Famiglia

L’ultimo saluto di Milano a Giovanni Raboni

Questa mattina, nella basilica di Sant'Ambrogio a Milano i funerali di Giovanni Raboni. Lo sfogo di Moni Ovadia: "Milano non ha saputo capirlo"

di Selena Delfino

In quattrocento in Sant’Ambrogio, tutti a sedere nella basilica, hanno salutato stamani il poeta milanese Giovanni Raboni, scomparso giovedi’ a Parma dove era da tempo ricoverato. La Milano istituzionale e’ in prima fila. C’e’ il sindaco Gabriele Albertini, il presidente della Provincia Filippo Penati e il prefetto Bruno Ferrante. Uno accanto all’altro, seduti in prima fila, sulla sinistra. A destra i familiari di Raboni.

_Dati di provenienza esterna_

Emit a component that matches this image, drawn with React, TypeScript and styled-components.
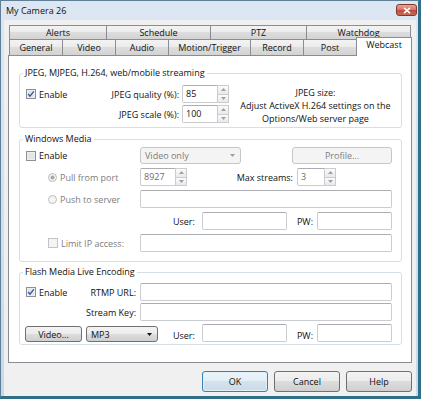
import React from 'react';
import styled, { createGlobalStyle, css } from 'styled-components';

const GlobalStyle = createGlobalStyle`
  html, body { margin: 0; padding: 0; background: #2f6f88; }
  body {
    font-family: "Open Sans", "Noto Sans", sans-serif;
    font-size: 9px;
    color: #111;
  }
  * { box-sizing: border-box; }
`;

const Window = styled.div`
  width: 421px;
  height: 399px;
  display: flex;
  flex-direction: column;
  background: linear-gradient(#dce7f3, #c9d9ea);
  border-top: 1px solid #5f7f96;
  border-left: 1px solid #5f7f96;
  border-right: 3px solid #2f6f88;
  border-bottom: 3px solid #2f6f88;
  padding: 0 2px 0 3px;
`;

const TitleBar = styled.div`
  height: 19px;
  display: flex;
  justify-content: space-between;
  align-items: flex-start;
  padding-left: 2px;
`;

const Title = styled.span`
  line-height: 13px;
  margin-top: 3px;
  color: #111;
`;

const CloseBtn = styled.div`
  width: 21px;
  height: 12px;
  margin-top: 3px;
  margin-right: -1px;
  border: 1px solid #84372d;
  border-radius: 3px;
  background: linear-gradient(#e6a697, #d4786a 45%, #c0473a 50%, #cb6b5a);
  display: flex;
  align-items: center;
  justify-content: center;
`;

const Client = styled.div`
  flex: 1;
  display: flex;
  flex-direction: column;
  background: #f0f0f0;
  padding: 5px 4px 4px;
`;

const TabRow = styled.div<{ $second?: boolean }>`
  display: flex;
  margin-left: 1px;
  ${(p) => p.$second && css`margin-top: -1px;`}
`;

const Tab = styled.div<{ $w: number; $h: number; $active?: boolean }>`
  width: ${(p) => p.$w}px;
  height: ${(p) => p.$h}px;
  margin-left: -1px;
  border: 1px solid #898c95;
  background: linear-gradient(#f3f3f3, #ebebeb 50%, #dddddd 50%, #d3d3d3);
  text-align: center;
  line-height: ${(p) => p.$h - 2}px;
  color: #111;
  &:first-child { margin-left: 0; }
  ${(p) =>
    p.$active &&
    css`
      height: ${p.$h + 2}px;
      margin-top: -2px;
      background: #fff;
      border-bottom: none;
      position: relative;
      z-index: 1;
      line-height: ${p.$h - 4}px;
    `}
`;

const Panel = styled.div`
  flex: 1;
  margin-top: -1px;
  background: #fff;
  border: 1px solid #898c95;
  padding: 10px 9px 0 10px;
  display: flex;
  flex-direction: column;
`;

const Group = styled.fieldset<{ $mt?: number; $pt: number; $pb: number }>`
  margin: ${(p) => p.$mt ?? 0}px 0 0;
  min-width: 0;
  border: 1px solid #d5dfe5;
  border-radius: 3px;
  padding: ${(p) => p.$pt}px 9px ${(p) => p.$pb}px 6px;
`;

const Legend = styled.legend`
  margin-left: -3px;
  padding: 0 2px;
  line-height: 14px;
  color: #111;
`;

const QualityGrid = styled.div`
  display: grid;
  grid-template-columns: 64px 92px 47px 1fr;
  grid-template-rows: 18px 18px;
  row-gap: 2px;
  align-items: center;
`;

const FieldLabel = styled.span<{ $disabled?: boolean; $gap?: number }>`
  text-align: right;
  white-space: nowrap;
  color: ${(p) => (p.$disabled ? '#7d7d7d' : '#111')};
  margin-right: ${(p) => p.$gap ?? 3}px;
`;

const Note = styled.div`
  grid-row: 1 / span 2;
  grid-column: 4;
  align-self: start;
  text-align: center;
  line-height: 13px;
  margin-top: 1px;
  padding-left: 10px;
`;

const FormRow = styled.div<{ $h?: number; $mt?: number }>`
  display: grid;
  grid-template-columns: 114px 1fr;
  align-items: center;
  height: ${(p) => p.$h ?? 18}px;
  margin-top: ${(p) => p.$mt ?? 0}px;
`;

const LeftCell = styled.div<{ $indent?: number }>`
  display: flex;
  align-items: center;
  justify-content: space-between;
  padding-left: ${(p) => p.$indent ?? 0}px;
  padding-right: 4px;
`;

const Controls = styled.div<{ $justify?: string }>`
  display: flex;
  align-items: center;
  justify-content: ${(p) => p.$justify ?? 'flex-start'};
  height: 100%;
`;

const PortControls = styled.div`
  display: grid;
  grid-template-columns: 47px 110px 39px;
  align-items: center;
  height: 100%;
`;

const BottomRow = styled.div`
  display: flex;
  align-items: flex-end;
  height: 18px;
  margin-top: 3px;
  margin-left: -1px;
`;

const CheckLabel = styled.label<{ $disabled?: boolean }>`
  display: inline-flex;
  align-items: center;
  gap: 3px;
  white-space: nowrap;
  color: ${(p) => (p.$disabled ? '#7d7d7d' : '#111')};
`;

const TextBox = styled.input<{ $w?: number }>`
  ${(p) => (p.$w ? css`width: ${p.$w}px;` : css`flex: 1;`)}
  min-width: 0;
  height: 18px;
  margin: 0;
  padding: 0 3px;
  font: inherit;
  color: #111;
  background: #fff;
  border: 1px solid #c9ccd1;
  border-top-color: #abadb3;
  border-radius: 2px;
  outline: none;
`;

const SpinWrap = styled.div<{ $w: number; $disabled?: boolean }>`
  width: ${(p) => p.$w}px;
  height: 18px;
  display: flex;
  color: ${(p) => (p.$disabled ? '#6d6d6d' : '#111')};
`;

const SpinValue = styled.span`
  flex: 1;
  padding-left: 3px;
  line-height: 16px;
  background: #fff;
  border: 1px solid #c9ccd1;
  border-top-color: #abadb3;
  border-radius: 2px 0 0 2px;
`;

const SpinButtons = styled.div`
  width: 11px;
  display: flex;
  flex-direction: column;
`;

const SpinHalf = styled.div`
  flex: 1;
  display: flex;
  align-items: center;
  justify-content: center;
  border: 1px solid #c9ccd1;
  border-left: none;
  background: linear-gradient(#fbfbfb, #e9e9e9);
  & + & { border-top: none; }
`;

const Combo = styled.div<{ $w: number; $disabled?: boolean }>`
  width: ${(p) => p.$w}px;
  height: 17px;
  display: flex;
  align-items: center;
  justify-content: space-between;
  padding: 0 5px 0 4px;
  border-radius: 3px;
  ${(p) =>
    p.$disabled
      ? css`
          background: #f4f4f4;
          border: 1px solid #c3c6ca;
          color: #7d7d7d;
        `
      : css`
          height: 16px;
          background: linear-gradient(#f3f3f3, #ebebeb 50%, #dddddd 50%, #cfcfcf);
          border: 1px solid #707070;
          color: #111;
        `}
`;

const Button = styled.div<{ $w: number; $h?: number; $variant?: 'default' | 'primary' | 'disabled' }>`
  width: ${(p) => p.$w}px;
  height: ${(p) => p.$h ?? 21}px;
  display: flex;
  align-items: center;
  justify-content: center;
  border-radius: 3px;
  border: 1px solid #707070;
  background: linear-gradient(#f3f3f3, #ebebeb 50%, #dddddd 50%, #cfcfcf);
  color: #111;
  ${(p) =>
    p.$variant === 'primary' &&
    css`
      border-color: #3c7fb1;
      background: linear-gradient(#eef5fa, #e2edf5 50%, #d3e2ed 50%, #cadbe8);
      box-shadow: inset 0 0 0 1px #dff0fb;
    `}
  ${(p) =>
    p.$variant === 'disabled' &&
    css`
      border-color: #c3c6ca;
      background: #f4f4f4;
      color: #7d7d7d;
    `}
`;

const DialogButtons = styled.div`
  display: flex;
  justify-content: flex-end;
  gap: 6px;
  margin-top: 8px;
`;

const Arrow = ({ up, color = '#6d6d6d' }: { up?: boolean; color?: string }) => (
  <svg width="5" height="3" viewBox="0 0 5 3">
    <path d={up ? 'M0 3 L2.5 0 L5 3 Z' : 'M0 0 L5 0 L2.5 3 Z'} fill={color} />
  </svg>
);

const CheckIcon = ({ checked, disabled }: { checked?: boolean; disabled?: boolean }) => (
  <svg width="10" height="10" viewBox="0 0 10 10">
    <rect x="0.5" y="0.5" width="9" height="9" fill="#f4f4f4" stroke={disabled ? '#c4c4c4' : '#8e8f8f'} />
    <rect x="1.5" y="1.5" width="7" height="7" fill={disabled ? '#f4f4f4' : '#e2e5e9'} />
    {checked && (
      <path d="M2.2 5 L4 7.2 L7.8 2.4" fill="none" stroke="#3a5c9e" strokeWidth="1.4" />
    )}
  </svg>
);

const RadioIcon = ({ checked }: { checked?: boolean }) => (
  <svg width="9" height="9" viewBox="0 0 9 9">
    <circle cx="4.5" cy="4.5" r="4" fill="#f4f4f4" stroke="#bcbcbc" />
    {checked && <circle cx="4.5" cy="4.5" r="2" fill="#a8a8a8" />}
  </svg>
);

const Check = ({ label, checked, disabled }: { label: string; checked?: boolean; disabled?: boolean }) => (
  <CheckLabel $disabled={disabled}>
    <CheckIcon checked={checked} disabled={disabled} />
    {label}
  </CheckLabel>
);

const Radio = ({ label, checked }: { label: string; checked?: boolean }) => (
  <CheckLabel $disabled>
    <RadioIcon checked={checked} />
    {label}
  </CheckLabel>
);

const Spin = ({ value, w, disabled }: { value: string; w: number; disabled?: boolean }) => (
  <SpinWrap $w={w} $disabled={disabled}>
    <SpinValue>{value}</SpinValue>
    <SpinButtons>
      <SpinHalf>
        <Arrow up color="#a0a0a0" />
      </SpinHalf>
      <SpinHalf>
        <Arrow color="#a0a0a0" />
      </SpinHalf>
    </SpinButtons>
  </SpinWrap>
);

const UserPw = () => (
  <>
    <FieldLabel $gap={7} style={{ marginLeft: 'auto' }}>User:</FieldLabel>
    <TextBox $w={85} readOnly />
    <FieldLabel $gap={4} style={{ marginLeft: 10 }}>PW:</FieldLabel>
    <TextBox $w={75} readOnly />
  </>
);

const topTabs = [
  { label: 'Alerts', w: 98 },
  { label: 'Schedule', w: 105 },
  { label: 'PTZ', w: 97 },
  { label: 'Watchdog', w: 105 },
];

const bottomTabs = [
  { label: 'General', w: 54 },
  { label: 'Video', w: 54 },
  { label: 'Audio', w: 54 },
  { label: 'Motion/Trigger', w: 83 },
  { label: 'Record', w: 54 },
  { label: 'Post', w: 54 },
  { label: 'Webcast', w: 56, active: true },
];

export default function App() {
  return (
    <>
      <GlobalStyle />
      <Window>
        <TitleBar>
          <Title>My Camera 26</Title>
          <CloseBtn>
            <svg width="8" height="7" viewBox="0 0 8 7">
              <path d="M1 0.8 L7 6.2 M7 0.8 L1 6.2" stroke="#fff" strokeWidth="1.6" />
            </svg>
          </CloseBtn>
        </TitleBar>
        <Client>
          <TabRow>
            {topTabs.map((t) => (
              <Tab key={t.label} $w={t.w} $h={15}>
                {t.label}
              </Tab>
            ))}
          </TabRow>
          <TabRow $second>
            {bottomTabs.map((t) => (
              <Tab key={t.label} $w={t.w} $h={17} $active={t.active}>
                {t.label}
              </Tab>
            ))}
          </TabRow>
          <Panel>
            <Group $pt={5} $pb={4}>
              <Legend>JPEG, MJPEG, H.264, web/mobile streaming</Legend>
              <QualityGrid>
                <Check label="Enable" checked />
                <FieldLabel>JPEG quality (%):</FieldLabel>
                <Spin value="85" w={47} />
                <Note>
                  JPEG size:
                  <br />
                  Adjust ActiveX H.264 settings on the
                  <br />
                  Options/Web server page
                </Note>
                <span />
                <FieldLabel>JPEG scale (%):</FieldLabel>
                <Spin value="100" w={47} />
              </QualityGrid>
            </Group>

            <Group $mt={4} $pt={1} $pb={9}>
              <Legend>Windows Media</Legend>
              <FormRow $h={17}>
                <LeftCell>
                  <Check label="Enable" />
                </LeftCell>
                <Controls $justify="space-between">
                  <Combo $w={101} $disabled>
                    Video only
                    <Arrow color="#a0a0a0" />
                  </Combo>
                  <Button $w={100} $h={17} $variant="disabled">
                    Profile...
                  </Button>
                </Controls>
              </FormRow>
              <FormRow $mt={4}>
                <LeftCell $indent={22}>
                  <Radio label="Pull from port" checked />
                </LeftCell>
                <PortControls>
                  <Spin value="8927" w={47} disabled />
                  <FieldLabel $gap={4}>Max streams:</FieldLabel>
                  <Spin value="3" w={39} disabled />
                </PortControls>
              </FormRow>
              <FormRow $mt={4}>
                <LeftCell $indent={22}>
                  <Radio label="Push to server" />
                </LeftCell>
                <Controls>
                  <TextBox readOnly />
                </Controls>
              </FormRow>
              <FormRow $mt={4}>
                <span />
                <Controls>
                  <UserPw />
                </Controls>
              </FormRow>
              <FormRow $mt={4}>
                <LeftCell $indent={22}>
                  <Check label="Limit IP access:" disabled />
                </LeftCell>
                <Controls>
                  <TextBox readOnly />
                </Controls>
              </FormRow>
            </Group>

            <Group $mt={3} $pt={4} $pb={2}>
              <Legend>Flash Media Live Encoding</Legend>
              <FormRow>
                <LeftCell>
                  <Check label="Enable" checked />
                  <FieldLabel $gap={0}>RTMP URL:</FieldLabel>
                </LeftCell>
                <Controls>
                  <TextBox readOnly />
                </Controls>
              </FormRow>
              <FormRow $mt={2}>
                <LeftCell>
                  <span />
                  <FieldLabel $gap={0}>Stream Key:</FieldLabel>
                </LeftCell>
                <Controls>
                  <TextBox readOnly />
                </Controls>
              </FormRow>
              <BottomRow>
                <Button $w={57} $h={16}>
                  Video...
                </Button>
                <Combo $w={72} style={{ marginLeft: 4 }}>
                  MP3
                  <Arrow color="#111" />
                </Combo>
                <UserPw />
              </BottomRow>
            </Group>
          </Panel>
          <DialogButtons>
            <Button $w={66} $variant="primary">
              OK
            </Button>
            <Button $w={66}>Cancel</Button>
            <Button $w={66}>Help</Button>
          </DialogButtons>
        </Client>
      </Window>
    </>
  );
}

La compagna poetessa Patrizia Valduga, i figli, i nipoti che cedono al pianto solo seguendo il feretro, a cerimonia funebre conclusa, che ha portato Raboni al cimitero Monumentale, nel Famedio inferiore, dove riposano Guido Crepax, Giorgio Gaber, Antonio Maspes. ”La semplicita’ dell’uomo, il suo essere onesto con la civilta’, con qualunque cosa incontrasse -ha detto officiando la messa monsignor Erminio De Scalzi- cosi’ come la religione”. E ricorda un’intervista, ”anni fa nella quale spiegava di essere un laico ma non un ateo; rispettava il Vangelo, lo conosceva, solo li’, disse Giovanni, si puo’ trovare la parola di Dio”. In silenzio, dopo la fine della cerimonia funebre, i suoi amici se ne vanno. Per prima Alda Merini. Poi Moni Ovadia che dice : ”Con Giovanni io ho un debito inestimabile, mi ha cambiato la vita. Sono come un figlio che piange. Questa citta’ ha perso un non solo un infinito poeta, vero e grande, ma una delle sue rarissime voci civile. E purtroppo non e’ stata capace di apprezzarlo, anzi, basti pensare alla squallida storia del Piccolo Teatro, fatto fuori da politicanti, e lui in silenzio se n’e’ andato. Un’amministrazione che, da venti anni, ha fatto uno scempio di questa citta’. Siamo al quarto quinto posto nelle classifiche mondiali per economia e finanza ma all’ottantesimo per la cultura”. Si sfoga Ovadia. Se la prende con Milano. ”Incapace di valutare a pieno il gigante Raboni”, uno che, ricorda, ”era stato capace di tradurre Proust e l’italianista del quotidiano ‘Le Monde’ disse che la versione italiana era migliore dell’originale”. Oggi, dice, ”mi sento veramente orfano, ho pensato di andarmene da qui, andare via, ma questa citta’ e’ anche mia, ci vivo da 54 anni e non posso cedere, so che ci sono forze vive che sono in ombra ma che combattono, ci credono e spero riusciranno a cambiare le cose”. E poi, conclude, Milano ”deve molto a Giovanni, ci sono molte cose che potrebbero essere fatte vediamo se quest’amministrazione si limita al presenzialismo”.